Probability of geometric Brownian motion I want to solve the following question: Let $X(t)$ be the price of JetCo stock at time $t$ years from the present.  Assume that $X(t)$ is a geometric Brownian motion with zero drift and volatility $\sigma = 0.4/yr$.  If the current price of JetCo stock is 8.00 USD, what is the probability that the price will be at least 8.40 USD six months from now.

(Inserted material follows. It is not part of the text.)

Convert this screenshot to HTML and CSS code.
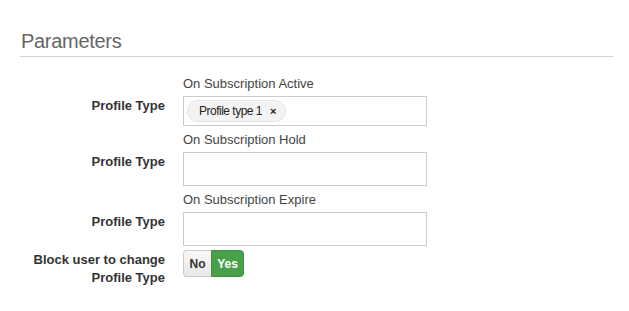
FILE: index.html
```html
<!DOCTYPE html>
<html lang="en">
<head>
  <meta charset="UTF-8" />
  <title>Parameters</title>
  <link rel="stylesheet" href="styles.css">
</head>

<body>

  <div class="panel">
    <div class="legend">Parameters</div>

    <div class="form">
      <!-- Active -->
      <div class="caption">On Subscription Active</div>
      <div class="label">Profile Type</div>
      <div class="select select-short">
        <span class="tag">Profile type 1 <span class="tag-remove">&times;</span></span>
      </div>

      <!-- Hold -->
      <div class="caption">On Subscription Hold</div>
      <div class="label">Profile Type</div>
      <div class="select"></div>

      <!-- Expire -->
      <div class="caption">On Subscription Expire</div>
      <div class="label">Profile Type</div>
      <div class="select"></div>

      <!-- Block -->
      <div class="label">Block user to change<br>Profile Type</div>
      <div class="toggle">
        <span class="toggle-no">No</span>
        <span class="toggle-yes">Yes</span>
      </div>
    </div>
  </div>

</body>
</html>
```

FILE: styles.css
```css
body {
  margin: 0;
  font-family: "Liberation Sans", Arial, sans-serif;
  font-size: 13px;
  color: #333;
  background: #fff;
}

.panel {
  padding: 27px 16px 0 20px;
}

.legend {
  font-size: 20px;
  letter-spacing: -0.3px;
  line-height: 29px;
  color: #666;
  padding-left: 1px;
  border-bottom: 1px solid #d2d2d2;
}

.form {
  display: grid;
  grid-template-columns: 145px 244px;
  column-gap: 18px;
  row-gap: 4px;
  margin-top: 17px;
}

.caption {
  grid-column: 2;
  line-height: 18px;
  padding-top: 1px;
  margin-bottom: -1px;
  color: #444;
}

.label {
  grid-column: 1;
  text-align: right;
  font-weight: bold;
  line-height: 18px;
  padding-top: 1px;
}

.select {
  grid-column: 2;
  height: 34px;
  box-sizing: border-box;
  border: 1px solid #ccc;
  background: #fff;
}

.select-short {
  height: 30px;
  padding: 3px;
}

.tag {
  display: inline-flex;
  align-items: center;
  height: 22px;
  box-sizing: border-box;
  padding: 0 9px 0 11px;
  border: 1px solid #e6e6e6;
  border-radius: 11px;
  background: #f3f3f3;
  font-size: 12px;
  letter-spacing: -0.5px;
  color: #222;
}

.tag-remove {
  margin-left: 8px;
  font-weight: bold;
  font-size: 11px;
  letter-spacing: 0;
}

.toggle {
  grid-column: 2;
  display: flex;
  width: 61px;
  height: 27px;
  font-size: 12px;
  font-weight: bold;
}

.toggle span {
  display: flex;
  align-items: center;
  justify-content: center;
  box-sizing: border-box;
}

.toggle-no {
  width: 28px;
  border: 1px solid #ccc;
  border-right: none;
  border-radius: 4px 0 0 4px;
  background: linear-gradient(#f8f8f8, #e8e8e8);
  color: #333;
}

.toggle-yes {
  width: 33px;
  border: 1px solid #3f8f3f;
  border-radius: 0 4px 4px 0;
  background: #4a9f4a;
  color: #fff;
}
```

Here is my attempt: Since $X(t)$ is a geometric Brownian motion, $\log(X(t))$ is a regular Brownian motion with zero drift and $\sigma = 0.4 / yr$. We want to find the probability that $\log(X(1/2)) \geq \log(8.40)$ given that $\log(X(0))= \log(8.00)$.
What can I do from here?
 A: You are on the right track so far, but you have the drift wrong. The drift of $\log(X(t))$ is, from Ito's lemma, $-\frac{1}{2}\sigma^2.$
After that you use the fact that since it's a brownian motion starting from $\log(8.0)$ the distribution is $$\log(X(t)) \sim N\left(\log(8)-\frac{1}{2}\sigma^2t,\sigma^2t\right).$$ So let $Z$ be normal with mean $\log(8)-\frac{1}{2}\sigma^2\left(\frac{1}{2}\right)$ and variance $\sigma^2\left(\frac{1}{2}\right).$ To finish the problem, you need to compute $$ P(Z>\log(8.40)).$$
A: Since $X(t)$ is a geometric Brownian motion, we recall that $\log(X(t))$ is a regular Brownian motion with zero drift and $\sigma=0.4/\text{yr}$. As we want to know the probability that $\log(X(1/2))\geq \log(8.40)$ given that $\log(X(0))\geq\log(8.00)$, this means that
\begin{align*}
\log(X(1/2)-\log(X(0))\geq \log(8.40)-\log(8.00)&=\log\left(\frac{8.40}{8.00}\right)\\
&=\log(1.05)\\
&=0.0488\\
\end{align*}
In this case,
\begin{align*}
Z&=(\log(X(1/2))-\log(X(0))-(0)(1/2))/(0.4\sqrt{0.5})\\
&=(\log(X(1/2))-\log(X(0))/0.283\\
\end{align*}
is a standard normal random variable. Therefore, we just calculate the probability
\begin{align*}
\mathbb{P}(\log(X(1/2))-\log(X(0))>0.0488)&=\mathbb{P}\left(\frac{\log(X(1/2))-\log(X(0))}{0.283}>\frac{0.0488}{0.283}\right)\\
&=\mathbb{P}(Z>0.172)\\
&=1-\mathbb{P}(Z\leq0.172)\\
&=1-\Phi(0.172)\\
&=1-0.568\\
&\approx0.432\\
\end{align*}
where $\Phi(x)=\frac{1}{\sqrt{2\pi}}\int^x_{-\infty}e^{-\frac{1}{2}t^2}dt$.